I know that modesty should stop me from mentioning this, and I know it’s really self-indulgent, but hell, I can’t help it. I need to share this happiness. I have a fan. An actual fan. In other words, someone who reads these articles all the way through. He’s called Ron and he keeps writing about me. At first, when you read Ron’s latest commentary on my scribbling, it looks a bit like a stream of abuse that ends with a drawing of a grotesquely large frog standing on its hind legs sucking a man off. This, the caption explains, is a metaphor for my English. You might think you’re a bad writer, but has your command of the written word ever been compared to amphibian fellatio? No, I don’t think it has.
But then Ron offers a real insight. For years I’ve been struggling to name the thing that’s been missing in these commentaries. I used to lie awake at night, my tormented sweat-soaked sheets twisting up around me, trying to grasp that fleeting, unknowable thing that would make my work whole, and then along comes good old Ron and sums it up in one effortless line: “Werner lacks this thing called ‘Teutonic vision.’” That’s it. I just don’t “see” like the Teutons – the Germanic tribe that harried the Roman Republic in the first and second centuries BCE, and whose vision has been passed down genetically to all German people today. Ron suggests my lack of “this thing called Teutonic vision” is the reason why I never noticed that all the old Kaisers were paedophiles, (or something, didn’t really get that bit), but there must be so many other things that I’m blind to as well. What other depraved things do Germans do beyond this non-Teutonic fog before my eyes? My poor genetically-handicapped mind strains itself to imagine these despicable acts. I mean, what’s the use of reading German newspapers and talking to German people and being in Germany if you don’t have Teutonic vision?

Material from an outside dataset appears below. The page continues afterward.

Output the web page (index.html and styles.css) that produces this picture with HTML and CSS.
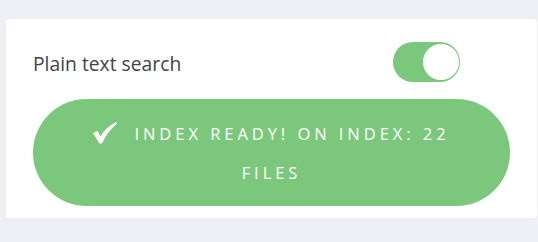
FILE: index.html
```html
<!DOCTYPE html>
<html lang="en">
  <head>
    <meta charset="UTF-8" />
    <meta name="viewport" content="width=device-width, initial-scale=1.0"/>
    <title>Search settings</title>
    <link rel="stylesheet" href="styles.css">
  </head>
  <body>

    <div class="card">
      <!-- Переключатель поиска -->
      <div class="option-row">
        <span class="option-label">Plain text search</span>
        <label class="switch">
          <input type="checkbox" checked />
          <span class="knob"></span>
        </label>
      </div>

      <!-- Статус индекса -->
      <button class="index-status">
        <svg class="check" width="24" height="22" viewBox="0 0 24 22">
          <path d="M0 11 L4.5 9 L7.5 14.5 Q12 6 23 0 L24 1.5 Q14.5 9.5 9 21.5 L6.5 21.5 Z" fill="white"/>
        </svg>Index ready! On index: 22 files
      </button>
    </div>

  </body>
</html>
```

FILE: styles.css
```css
body {
  margin: 0;
  background-color: #eff0f5;
  font-family: "Open Sans", "Lato", sans-serif;
  padding: 19px 1px 24px 6px;
}

.card {
  background-color: white;
  border-radius: 4px;
  padding: 23px 27px 12px 27px;
  display: flex;
  flex-direction: column;
}

.option-row {
  display: flex;
  align-items: center;
  justify-content: space-between;
  padding-right: 50px;
  margin-bottom: 17px;
}

.option-label {
  font-size: 19.3px;
  color: #3f444b;
  padding-top: 3px;
}

.switch {
  position: relative;
  width: 67px;
  height: 40px;
  border-radius: 20px;
  background-color: #7bc87c;
  cursor: pointer;
}

.switch input {
  display: none;
}

.knob {
  position: absolute;
  top: 2px;
  right: 1px;
  width: 36px;
  height: 36px;
  border-radius: 50%;
  background-color: white;
}

.index-status {
  background-color: #7bc87c;
  color: white;
  border: none;
  border-radius: 54px;
  height: 107px;
  padding: 0 48px;
  font-family: inherit;
  font-size: 16.5px;
  line-height: 39px;
  letter-spacing: 3.95px;
  text-transform: uppercase;
  text-align: center;
}

.check {
  margin-right: 17px;
  vertical-align: -4px;
}
```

And I wonder who does have Teutonic vision? The Christian Social Union have a bit presumably. You need some kind of tribal perspective to be able to tell all the Bulgarians apart, and indeed the Austrians and Hessians and Baden-Württembergers and Berliners, so you know who is allowed to vote for you and who isn’t.
The CSU has been doing its thing again this week: openly opposing its coalition partners the CDU and the SPD by deciding that actually no, it doesn’t agree with the pension plan that was in the coalition contract and which its leader signed just last month. Once again, with a municipal election coming up and the Alternative für Deutschland sharpening their looney minds, the CSU is consciously positioning itself slightly but distinctly to the right of Merkel. Last week I pointed out, in my sorry froggy-blowjob style, that it was a bit undemocratic that a regional party should wield national influence. But now I think of it, it’s hardly fair on the Bavarians either – effectively, no one in Bavaria can ever vote for Angela Merkel and the CDU, seeing as she never fields any candidates there. So when the municipal elections come up in March, not a single Municher or Augsburger or Nuremberger can say, “No, I’m just normal right-wing (Merkel), and not I’ve-got-Teutonic-vision-and-I-hate-Bulgarians right-wing (Seehofer).” That can’t be right, surely? There must be some Bavarians who like Merkel and would like someone from her party – someone mainly normal – running their local councils? But hey, what do I know? I’m just a sexually depraved frog.